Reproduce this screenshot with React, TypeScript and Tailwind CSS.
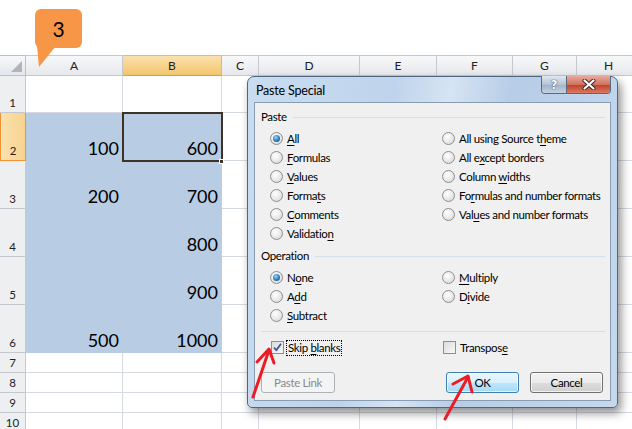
import React from "react";

const colHeads = ["A", "B", "C", "D", "E", "F", "G", "H"];
const rowHeads = [1, 2, 3, 4, 5, 6, 7, 8, 9, 10];

const data: Record<string, string> = {
  A2: "100",
  A3: "200",
  A6: "500",
  B2: "600",
  B3: "700",
  B4: "800",
  B5: "900",
  B6: "1000",
};

function Acc({ text, u }: { text: string; u?: number }) {
  if (u === undefined) return <>{text}</>;
  return (
    <>
      {text.slice(0, u)}
      <span className="underline decoration-1 underline-offset-[2px]">{text[u]}</span>
      {text.slice(u + 1)}
    </>
  );
}

function Radio({ checked }: { checked?: boolean }) {
  return (
    <span className="flex h-[13px] w-[13px] shrink-0 items-center justify-center rounded-full border border-[#8e8f8f] bg-[radial-gradient(circle_at_40%_35%,#ffffff,#e8e8e8_55%,#cfcfcf)]">
      {checked && (
        <span className="h-[7px] w-[7px] rounded-full bg-[radial-gradient(circle_at_40%_35%,#9ad6f7,#2b7bbb_55%,#164c82)]" />
      )}
    </span>
  );
}

function Check({ checked }: { checked?: boolean }) {
  return (
    <span className="flex h-[13px] w-[13px] shrink-0 items-center justify-center border border-[#8e8f8f] bg-[linear-gradient(135deg,#dcdcdc,#f8f8f8)]">
      {checked && (
        <svg width="11" height="11" viewBox="0 0 11 11">
          <path d="M2 5.5 L4.3 8.3 L9 1.8" fill="none" stroke="#3c5796" strokeWidth="1.8" strokeLinejoin="round" />
        </svg>
      )}
    </span>
  );
}

function RadioRow({ text, u, checked }: { text: string; u?: number; checked?: boolean }) {
  return (
    <div className="flex h-[19px] items-center gap-[4px]">
      <Radio checked={checked} />
      <span className="whitespace-nowrap">
        <Acc text={text} u={u} />
      </span>
    </div>
  );
}

function GroupLabel({ text }: { text: string }) {
  return (
    <div className="flex h-[16px] items-center pr-[5px]">
      <span>{text}</span>
      <span className="ml-[6px] h-px flex-1 bg-[#d5dfe5]" />
    </div>
  );
}

function PasteSpecial() {
  return (
    <div className="absolute left-[247px] top-[76px] flex h-[332px] w-[371px] flex-col rounded-t-[7px] rounded-b-[5px] border border-[#4f6580] bg-[linear-gradient(100deg,#c9dcf0_0%,#bfd4ec_35%,#d6e4f3_48%,#b7cde7_62%,#c5d8ee_100%)] px-[6px] pb-[6px] font-['Lato',sans-serif] text-black shadow-[3px_5px_10px_rgba(0,0,0,0.45)]">
      <div className="flex h-[25px] items-start justify-between">
        <span className="pl-[2px] pt-[5px] text-[12.5px] tracking-[-0.2px]">Paste Special</span>
        <div className="-mt-px flex overflow-hidden rounded-b-[4px] border border-t-0 border-[#5b6b7e]">
          <span className="flex h-[17px] w-[25px] items-center justify-center border-r border-[#5b6b7e] bg-[linear-gradient(#dfe7f0,#b4c4d6_50%,#9fb2c8_51%,#c4d3e3)] font-['DejaVu_Sans',sans-serif] text-[12px] font-bold text-white [text-shadow:0_0_1px_#2d3a4a,0_0_1px_#2d3a4a]">
            ?
          </span>
          <span className="flex h-[17px] w-[43px] items-center justify-center bg-[linear-gradient(#e8a99c,#d0725f_50%,#c0402a_51%,#d97a5f)]">
            <svg width="14" height="11" viewBox="0 0 14 11">
              <path d="M2.5 1.5 L11.5 9.5 M11.5 1.5 L2.5 9.5" stroke="#3a2320" strokeWidth="4" strokeLinecap="round" />
              <path d="M2.5 1.5 L11.5 9.5 M11.5 1.5 L2.5 9.5" stroke="#ffffff" strokeWidth="2.2" strokeLinecap="round" />
            </svg>
          </span>
        </div>
      </div>
      <div className="flex flex-1 flex-col border border-[#8a9cb2] bg-[#f0f0f0] pl-[6px] pt-[6px] text-[11.5px] tracking-[-0.35px]">
        <GroupLabel text="Paste" />
        <div className="mt-[4px] grid grid-cols-[172px_1fr] pl-[9px]">
          <div className="flex flex-col">
            <RadioRow text="All" u={0} checked />
            <RadioRow text="Formulas" u={0} />
            <RadioRow text="Values" u={0} />
            <RadioRow text="Formats" u={5} />
            <RadioRow text="Comments" u={0} />
            <RadioRow text="Validation" u={9} />
          </div>
          <div className="flex flex-col">
            <RadioRow text="All using Source theme" u={18} />
            <RadioRow text="All except borders" u={5} />
            <RadioRow text="Column widths" u={7} />
            <RadioRow text="Formulas and number formats" u={2} />
            <RadioRow text="Values and number formats" u={3} />
          </div>
        </div>
        <div className="mt-[5px]">
          <GroupLabel text="Operation" />
        </div>
        <div className="mt-[4px] grid grid-cols-[172px_1fr] pl-[9px]">
          <div className="flex flex-col">
            <RadioRow text="None" u={1} checked />
            <RadioRow text="Add" u={1} />
            <RadioRow text="Subtract" u={0} />
          </div>
          <div className="flex flex-col">
            <RadioRow text="Multiply" u={0} />
            <RadioRow text="Divide" u={1} />
          </div>
        </div>
        <div className="mr-[5px] mt-[6px] h-px bg-[#d5dfe5]" />
        <div className="mt-[6px] grid h-[19px] grid-cols-[172px_1fr] pl-[10px]">
          <div className="flex items-center gap-[2px]">
            <Check checked />
            <span className="border border-dotted border-black px-px leading-[14px]">
              <Acc text="Skip blanks" u={5} />
            </span>
          </div>
          <div className="flex items-center gap-[4px]">
            <Check />
            <span>
              <Acc text="Transpose" u={8} />
            </span>
          </div>
        </div>
        <div className="mt-[15px] flex h-[21px] pr-[7px]">
          <button className="w-[74px] rounded-[3px] border border-[#adb2b5] bg-[#f4f4f4] text-[#8a8a8a]">
            Paste Link
          </button>
          <button className="ml-auto w-[73px] rounded-[3px] border border-[#3c7fb1] bg-[linear-gradient(#eaf6fd,#d9f0fc_50%,#bee6fd_51%,#a7d9f5)] shadow-[inset_0_0_0_1px_rgba(255,255,255,0.7)]">
            OK
          </button>
          <button className="ml-[11px] w-[73px] rounded-[3px] border border-[#707070] bg-[linear-gradient(#f2f2f2,#ebebeb_50%,#dddddd_51%,#cfcfcf)] shadow-[inset_0_0_0_1px_rgba(255,255,255,0.7)]">
            Cancel
          </button>
        </div>
      </div>
    </div>
  );
}

export default function App() {
  return (
    <div className="relative h-[429px] w-[632px] overflow-hidden bg-white font-['Lato',sans-serif]">
      <div className="h-[55px]" />
      <div className="grid grid-cols-[26px_97px_99px_37px_101px_77px_76px_64px_64px] grid-rows-[21px_37px_48px_48px_48px_48px_48px_20px_20px_20px_20px]">
        <div className="relative border-y border-r border-[#bcc1c8] bg-[linear-gradient(#f7f8f9,#e3e6ea)]">
          <svg className="absolute bottom-[3px] right-[3px]" width="11" height="11" viewBox="0 0 11 11">
            <path d="M11 0 L11 11 L0 11 Z" fill="#b0b4ba" />
          </svg>
        </div>
        {colHeads.map((c) =>
          c === "B" ? (
            <div
              key={c}
              className="flex items-center justify-center border-y border-r border-b-[#f29436] border-r-[#f2b458] border-t-[#bcc1c8] bg-[linear-gradient(#fae1ae,#f3c56b)] text-[12px] text-[#222]"
            >
              {c}
            </div>
          ) : (
            <div
              key={c}
              className="flex items-center justify-center border-y border-r border-[#c5c9cf] bg-[linear-gradient(#f7f8f9,#e6e8ec)] text-[12px] text-[#222]"
            >
              {c}
            </div>
          )
        )}
        {rowHeads.map((r) => (
          <React.Fragment key={r}>
            {r === 2 ? (
              <div className="flex items-end justify-center border border-t-0 border-[#f29436] bg-[linear-gradient(90deg,#fae1ae,#f7d390)] pb-[3px] text-[11.5px] leading-[12px] text-[#222]">
                {r}
              </div>
            ) : (
              <div className="flex items-end justify-center border-b border-r border-[#c5c9cf] bg-[#eeeff1] pb-[3px] text-[11.5px] leading-[12px] text-[#222]">
                {r}
              </div>
            )}
            {colHeads.map((c) => {
              const sel = (c === "A" || c === "B") && r >= 2 && r <= 6;
              const v = data[c + r];
              return sel ? (
                <div
                  key={c}
                  className="flex items-end justify-end border-b border-r border-[#b8cce4] bg-[#b8cce4] pb-[3px] pr-[3px] text-[18px] leading-[18px] text-black"
                >
                  {v}
                </div>
              ) : (
                <div key={c} className="border-b border-r border-[#d4d9e2] bg-white" />
              );
            })}
          </React.Fragment>
        ))}
      </div>

      {/* active cell B2 */}
      <div className="absolute left-[122px] top-[112px] h-[50px] w-[101px] border-2 border-[#3f3224]" />
      <div className="absolute left-[219px] top-[159px] h-[5px] w-[5px] border border-white bg-[#3f3224]" />

      {/* callout badge */}
      <div className="absolute left-[35px] top-[9px] flex h-[39px] w-[47px] items-center justify-center rounded-[6px] bg-[#f79646] text-[21px] text-black">
        3
      </div>
      <svg className="pointer-events-none absolute left-0 top-0" width="100" height="80">
        <polygon points="37,46 56,46 39,67" fill="#f79646" />
      </svg>

      <PasteSpecial />

      {/* red arrows */}
      <svg className="pointer-events-none absolute left-0 top-0" width="632" height="429">
        <g fill="none" stroke="#ec1c24" strokeWidth="3" strokeLinecap="round" strokeLinejoin="round">
          <path d="M253 397 L269 350" />
          <path d="M257 362 L269 349 L274 363" />
          <path d="M445 419 L468 377" />
          <path d="M453 384 L468 376 L472 392" />
        </g>
      </svg>
    </div>
  );
}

* * * * * * *

● **Task to complete**:
Copy each line of the listing that contains the string "React".

● **Exercise response**:
Reproduce this screenshot with React, TypeScript and Tailwind CSS.
import React from "react";
          <React.Fragment key={r}>
          </React.Fragment>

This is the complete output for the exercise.